I'm kind of sad that humanity wont be able to reach any significant fraction of light speed before I die. Perhaps my grandchildren will get to see that kind of thing. At those speeds relativity would kick in and it may only feel like a few years to the people going. Hopefully we will figure out a way to use quantum entanglement as a means of communication so it wont take ~100+ years to see what's out there. It'd be nice to see humanity successfully work together on an inter-generational project like this. Hopefully we wont kill ourselves first.
Quantum entanglement as a form of transportation would be better
 
If there's water on any of these close-together planets, I wonder what the tides are like.

Well, first you must wonder if they have any moons. How big are the moon/s and how close to the planet it/they are/is. THEN you can wonder about the tides, otherwise, they will be very uneventful if there is no moon.

If the planets themselves are close enough to see geographical features from one to the other you will have awesome tides.
 
Great, another vacation spot to add to my overflowing bucket list ......
I'm kind of sad that humanity wont be able to reach any significant fraction of light speed before I die. Perhaps my grandchildren will get to see that kind of thing. At those speeds relativity would kick in and it may only feel like a few years to the people going. Hopefully we will figure out a way to use quantum entanglement as a means of communication so it wont take ~100+ years to see what's out there. It'd be nice to see humanity successfully work together on an inter-generational project like this. Hopefully we wont kill ourselves first.

I hate to say it, but I think humanity will be gone before we even figured that out.
 
Not only that for all we know these planets were blown up yesterday by the deathstar but we wouldn't know that until 2057 by which time we won't care about other planets as 90% earths population would have killed each other and religious orientated wars.
 
Great all we need now is to work out how to propel a manned (sorry no woman :D) craft at light speed otherwise this is pointless news. Our current fastest space craft travelling at 36,000mph would take 745,180 years to get there...
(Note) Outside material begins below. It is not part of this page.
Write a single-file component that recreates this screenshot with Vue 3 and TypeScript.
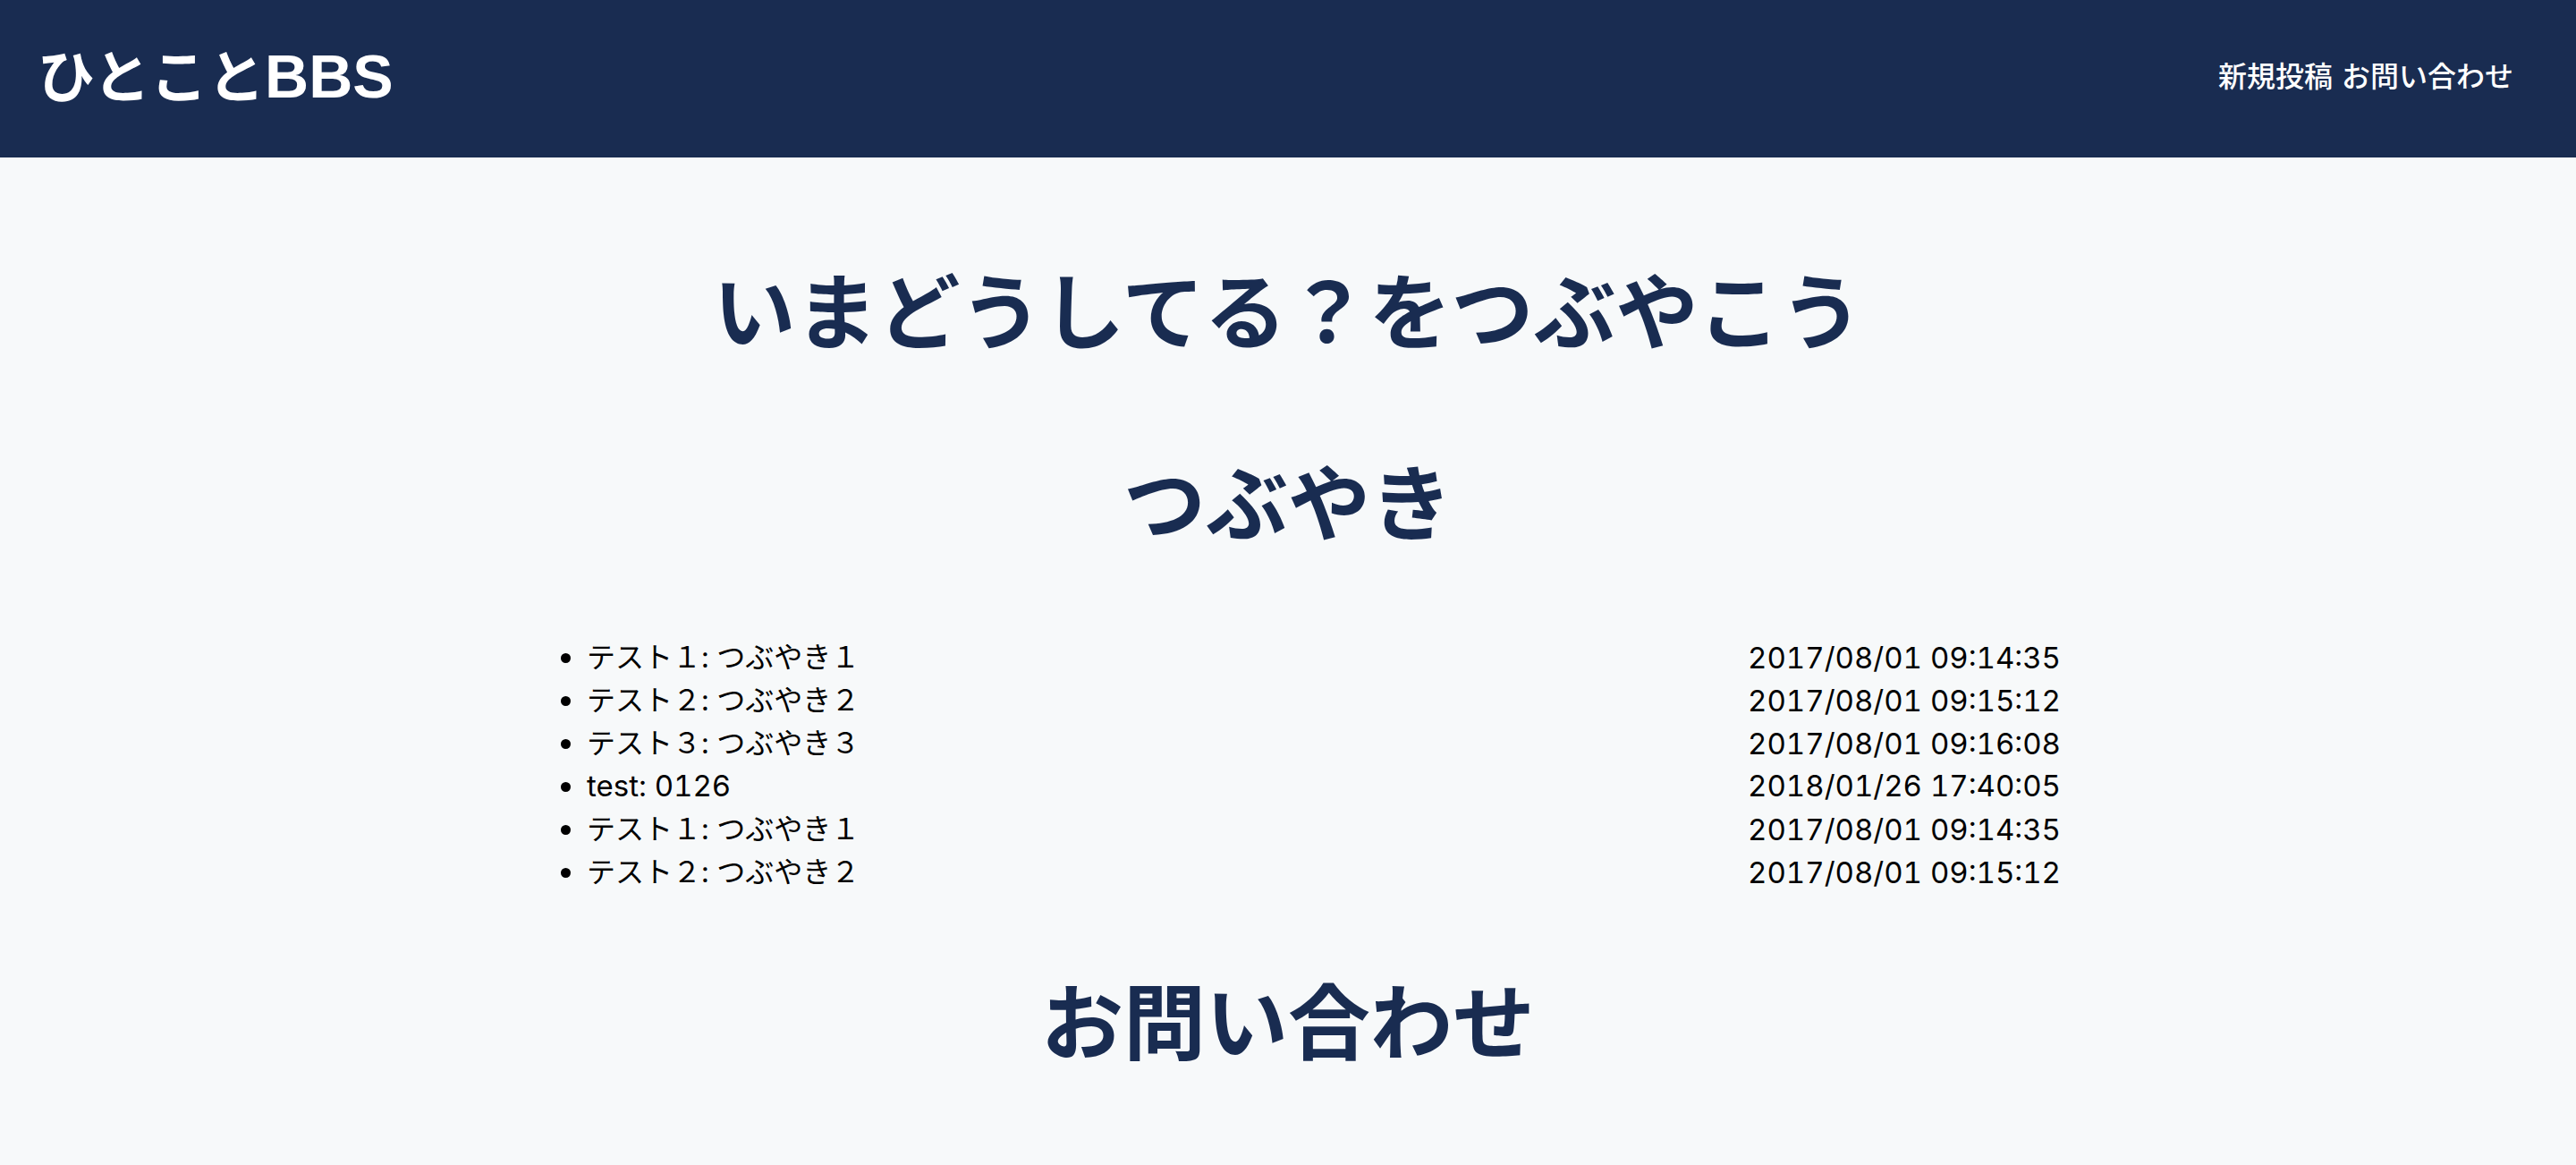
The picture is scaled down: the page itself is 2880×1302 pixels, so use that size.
<script setup lang="ts">
interface Tweet {
  name: string
  body: string
  date: string
}

const tweets: Tweet[] = [
  { name: 'テスト１', body: 'つぶやき１', date: '2017/08/01 09:14:35' },
  { name: 'テスト２', body: 'つぶやき２', date: '2017/08/01 09:15:12' },
  { name: 'テスト３', body: 'つぶやき３', date: '2017/08/01 09:16:08' },
  { name: 'test', body: '0126', date: '2018/01/26 17:40:05' },
  { name: 'テスト１', body: 'つぶやき１', date: '2017/08/01 09:14:35' },
  { name: 'テスト２', body: 'つぶやき２', date: '2017/08/01 09:15:12' },
]

// Latin letters look small next to kana, so all-Latin posts are set larger.
const isLatin = (tweet: Tweet): boolean => /^[\w\s]+$/.test(tweet.name + tweet.body)
</script>

<template>
  <header class="header">
    <h1 class="logo">ひとこと<span class="logo-latin">BBS</span></h1>
    <nav class="nav">
      <a href="#post">新規投稿</a>
      <a href="#contact">お問い合わせ</a>
    </nav>
  </header>
  <main class="main">
    <h2 id="post" class="heading">いまどうしてる？をつぶやこう</h2>
    <h2 class="heading">つぶやき</h2>
    <ul class="tweets">
      <li v-for="(tweet, i) in tweets" :key="i" class="tweet">
        <div class="row">
          <span :class="{ latin: isLatin(tweet) }">{{ tweet.name }}: {{ tweet.body }}</span>
          <time class="latin">{{ tweet.date }}</time>
        </div>
      </li>
    </ul>
    <h2 id="contact" class="heading">お問い合わせ</h2>
  </main>
</template>

<style>
body {
  margin: 0;
  background: #f7f9fa;
}
</style>

<style scoped>
.header {
  display: flex;
  align-items: center;
  justify-content: space-between;
  box-sizing: border-box;
  min-height: 176px;
  padding: 0 70px 4px 42px;
  background: #192c51;
  color: #fff;
  font-family: "Liberation Sans", "Noto Sans CJK JP", sans-serif;
}

.logo {
  margin: 0;
  font-size: 64px;
  line-height: 96px;
}

.logo-latin {
  font-size: 68px;
}

.nav {
  display: flex;
  gap: 10px;
  font-size: 32px;
  font-weight: 500;
  line-height: 48px;
}

.nav a {
  color: inherit;
  text-decoration: none;
}

.main {
  display: flex;
  flex-direction: column;
  align-items: center;
  gap: 78px;
  padding: 106px 0 78px;
}

.heading {
  margin: 0;
  padding-bottom: 14px;
  color: #192c51;
  font-family: "Noto Sans CJK JP", sans-serif;
  font-size: 92px;
  line-height: 122px;
  text-align: center;
}

.tweets {
  box-sizing: border-box;
  width: 60%;
  margin: 0;
  padding: 0 0 0 80px;
  color: #000;
  font-family: "Noto Sans", "Noto Sans CJK JP", sans-serif;
  font-size: 32px;
  line-height: 48px;
}

.tweet {
  height: 48px;
}

.row {
  display: flex;
  justify-content: space-between;
  font-family: Inter, "Noto Sans CJK JP", sans-serif;
  font-variant-numeric: tabular-nums;
}

.latin {
  font-size: 33px;
}
</style>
Compare that to the speed of light which is 669,600,000 mph and we are far away. But even then you only get there in 40 years (actually 40 years and 6 months). If you want to get there in a reasonable time you would need to travel 26,784,000,000 (equiv roughly to the fictional warp factor 7) yes that right almost 27 billion miles an hour and even then it would take you 40 days.


Sadly the speed of light is simply too slow for space travel and we are centuries off mastering and understanding space to potentially exploit it (ps all that you hear about ion drivers, and fission power is all still relativity slow).

Warp 8 would only 14 days to get there... woohoo! (http://www.anycalculator.com/warpcalculator.htm)
 
As long as the planets spin they would still have a 'solar' tide, plus there would be weird tidal effects when lapping or being lapped by another planet.
 
Can we get some real CGI around here? Some of this stuff is so pathetic, I'd almost offer to do it right for free. Almost.

With NASA's budget, you'd think at least one person on staff knew how to use Maya.